La famille: «Affaire et enquête étouffées»
«On nous l’a arraché». Derrière le calme avec lequel ce constat est posé, la plaie ne s’est jamais cicatrisée. Aujourd’hui, trente-deux ans après, Jérôme et Jean-Christophe Perrin, 19 et 24 ans au moment de l’assassinat de leur père Daniel Perrin, n’ont pas oublié ce jour tragique. « Pour nous, qui n’étions pas du tout impliqués politiquement, il a marqué la fin de l’insouciance », témoignentils, convaincus qu’on ne retrouvera jamais les assassins. «Notre sentiment, c’est qu’il n’y a pas eu de véritable enquête », s’émeut l’aîné, qui a pris la suite de son père à l’Agence Méditerranéenne, cabinet d’assurances et agence immobilière que ce dernier a fondé à La Seyne en 1956. Son frère Jérôme renchérit : « À l’époque c’était comme au Far West : on vient déménager le bureau de notre père à la mairie dans la nuit, il n’y a pas de scellés posés, sa secrétaire particulière reste muette… ». Et ni les avocats Me Jean Pin et Me Gilbert Collard, qui a pris la suite du premier, n’ont pu faire grand-chose. « Nous avons eu l’impression d’un délaissement au niveau de l’enquête, mais aussi de tous ces hommes politiques qui se sont empressés de nous tourner le dos. Il était le trésorier de l’ex-Parti Républicain et François Léotard, qui en était le secrétaire général et s’est affiché sur des photos avec lui, avait affirmé qu’il ne le connaissait pas! Personne n’a rien dit. Les élus locaux ont eu peur, un ou deux juges ont eu des promotions et sont partis… On avait l’impression que ça venait de très haut pour que tout soit étouffé. »

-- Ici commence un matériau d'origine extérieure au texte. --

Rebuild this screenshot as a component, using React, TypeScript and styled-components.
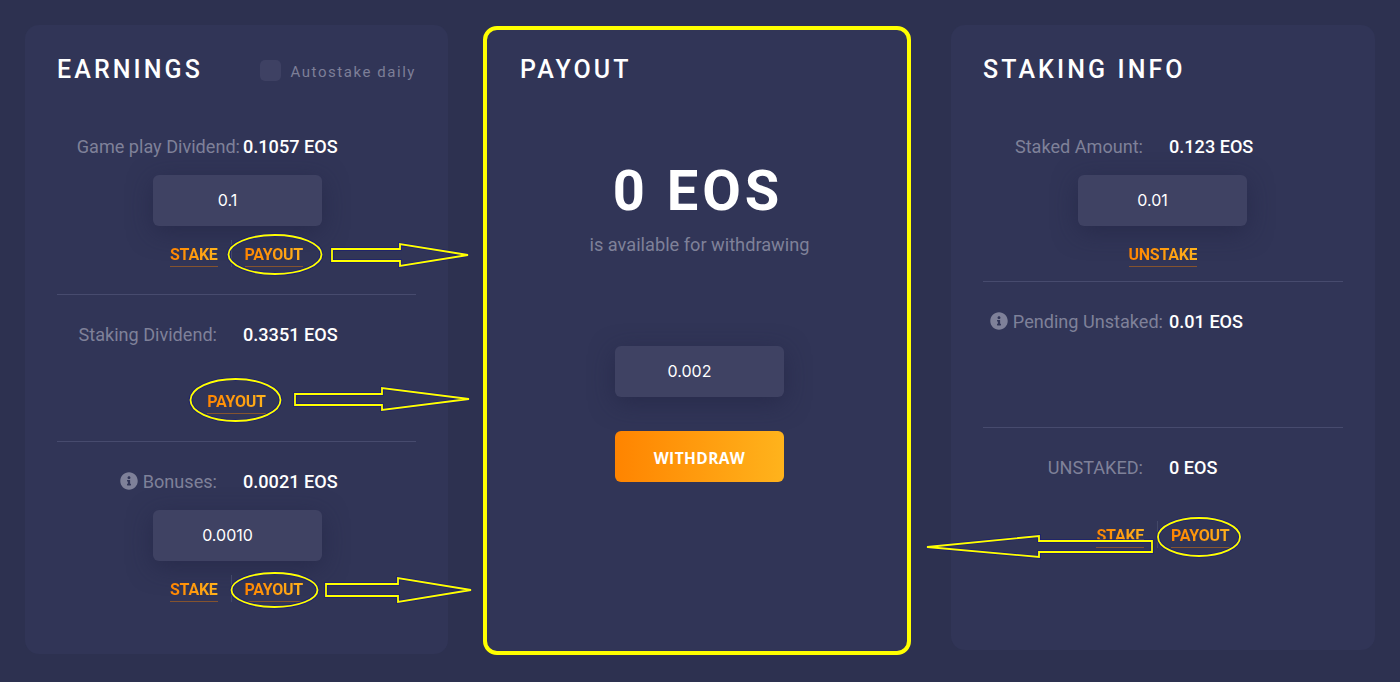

Témoin clé et jamais interrogé…
Et ce ne sont pas des paroles lancées en l’air. Jérôme Perrin témoigne : « Vous vous rendez compte que c’est moi qui le premier ai découvert mon père mort, ai vu la moto des tueurs passer devant la maison et que je n’ai jamais été entendu ni interrogé par la police ! Jamais. » La fin de l’insouciance. « Notre mère avait même été menacée par téléphone: “Si vous dites quelque chose, il arrivera la même chose à vos enfants”. Elle ne savait rien, mais eux ne le savaient pas… » Pour la famille, pas de doute : «On sait que cette affaire tourne autour de la politique. Dans un contexte politico-mafieux et comme nous l’avons appris plus tard, de rivalité entre l’ouest-Var et Toulon, sur fond d’élections sénatoriales. » Jean-Christophe Perrin poursuit : «On a essayé de nous faire croire à une piste professionnelle. Notre père, agent d’assurances, syndic d’immeuble, promoteur, serait impliqué dans des dossiers… Ce n’était pas le cas. J’ai pris sa suite et je n’ai rien constaté de particulier… On nous a même dit que cela pouvait être un coup d’Action Directe, des communistes… » À l’époque, les enquêteurs s’intéressent effectivement à plusieurs projets publics. «Un seul a émergé peu de temps après sa mort : la création de la zone de Signes. Notre père, l’homme fort de la municipalité Scaglia, s’y opposait et voulait recréer un tissu économique à La Seyne. Il a eu la surprise d’apprendre que cela se faisait là-bas. Il est mort en août et, bizarrement, en septembre je crois, le projet était lancé. Cela a ancré le sentiment que sa mort s’était décidée très vite et qu’il était urgent de le tuer. On ne lui a adressé aucun avertissement. Vu sa personnalité, il ne l’aurait pas toléré et aurait parlé. » Jérôme et Jean-Christophe gardent en effet le souvenir d’un père «gros travailleur, très généreux, d’une intégrité exemplaire – même respecté par ses adversaires politiques communistes – et qui avait son franc-parler. Finalement un peu naïf aussi ». Daniel Perrin, en sont-ils convaincus, «est mort pour son honnêteté. Dans le mois qui a précédé son assassinat, il avait raconté à notre mère qu’il avait répondu sur le ton de la plaisanterie à ceux qui lui avait proposé une somme d’argent conséquente: “Oh mais moi, vous savez, il en faut bien plus que ça pour m’acheter”. Ses interlocuteurs lui avaient alors renvoyé : “Mais M. Perrin, on n’en est pas à un milliard [de francs] près”. Il cloisonnait et, heureusement pour nous, n’en a pas dit plus ».